Talweg N°4 (le sol)
Talweg est un terme un brin insolite d’origine germanique désignant la ligne d’intersection de deux pentes latérales d’une vallée, vers laquelle se dirigent les eaux courantes. C’est aussi une curieuse transrevue annuelle, sans « contrainte technique, ni formelle pérenne où format, papier, reliure, impression, forment un système architectural propre à chaque numéro ». Revue-laboratoire donc « où se côtoient des propositions plastiques et théoriques, points de vue artistiques, littéraires et scientifiques autour d’une réflexion commune ». Fondée en 2014 par Pétrole éditions, sous la houlette de trois artistes-chercheuses, Audrey Ohlmann, Nina Ferrer-Gleize et Marianne Mispelaëre, Talweg a ainsi décliné les notions de pli, de périphérie et de mouvement. Ce quatrième opus propose une étude de sol. « Le sol, c’est ce que nous apprend l’école, c’est la mémoire et le désir : creuser et construire. Nous marchons dessus, nous apprenons à nous redresser entre la mémoire et le désir, entre un passé qui jamais ne se résout et un futur toujours à actionner » précise l’édito.
Avec La mort à la plage, Benoît Vincent, écrivain-botaniste, herborise entre passé et présent, des traces, des simples médecines et des mots. « Ces paysages étaient inscrits en moi sous la forme d’une petite marque, pas une cicatrice tout à fait, plutôt et plus exactement comme un cal ou un trauma, non pas chargé de douleurs, mais plutôt d’excessive mélancolie. » Des traces, Vincent Chevillon en parsème aussi son texte …raising cai(r)n… dans lequel il est question de (dés)itinérance, de pierre ramassée et transportée d’un lieu à un autre, d’un mot à une image, de cairn à Caïn, de Robinson Crusoé à Michel Serres… Dans Fortune, Clémence Choquet & Mickaël Camio confrontent cailloux et centimes, prenant ainsi « la mesure du “peu” et l’amplitude de ce que couvre le terme de “pauvreté”… » Avec Lecture de terrain qui mêle textes et captures d’écran, Clara Denidet rencontre des « pôeleux » qui arpentent le paysage, détecteur de métaux à la main, à la recherche d’objets anciens : « Partout ce complot hasardeux de brins d’herbe, de feuilles et de pierres. » Les remarques morcellaires sur le champignon de Camille Paulhan offrent un pot-pourri d’amateurs célèbres du XXe siècle de cryptogames, bactéries et autres spores.
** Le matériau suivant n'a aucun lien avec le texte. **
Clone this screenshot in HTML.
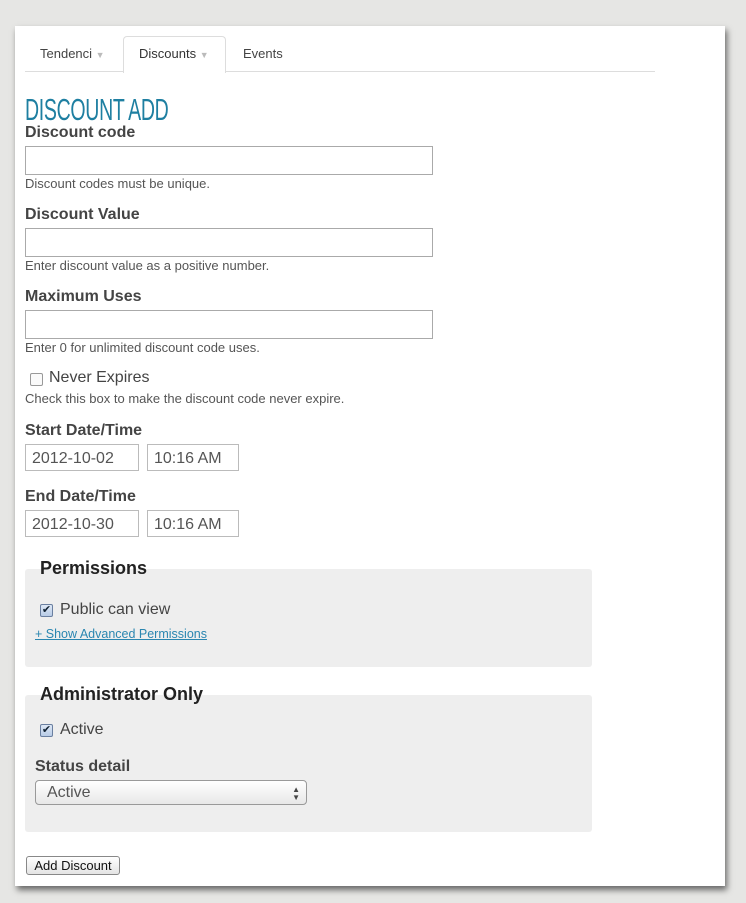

Parmi eux, Peter Hutchinson, dont l’œuvre la plus connue est « composée d’un élevage de moisissures sur du pain humide recouvert de feuilles de plastique, déposé sur le pourtour du cratère d’un volcan. » Mais aussi le musicien John Cage qui compare la cueillette de champignons à une forme poétique de récolte, ou Henri Michaux et ses expériences hallucinogènes à la psilocybine : « Sur moi, sur mes frontières, avec une grande amplitude des ondes, ou des lignes ondulantes, résistantes, d’énergies pleines. » Une conversation avec la plasticienne Mathilde Caylou nous invite à découvrir son expérience du paysage rural qu’elle refaçonne par ses sculptures de verre. « J’ai penché la tête vers la terre, et j’ai entendu les frottements et les mouvements de tous les vers de terre un peu affolés par le tremblement. » L’archéologue radical, extrait « d’une conversation sur l’histoire », dans le cadre du Banquet du livre de Lagrasse, permet à Patrick Boucheron de s’interroger sur l’autochtonie, la notion d’origine.
De très nombreuses photos, images, une présentation extrêmement léchée, font de Talweg une revue aussi créative qu’élégante. À noter que certaines pages renvoient à des performances vidéos visibles sur son site.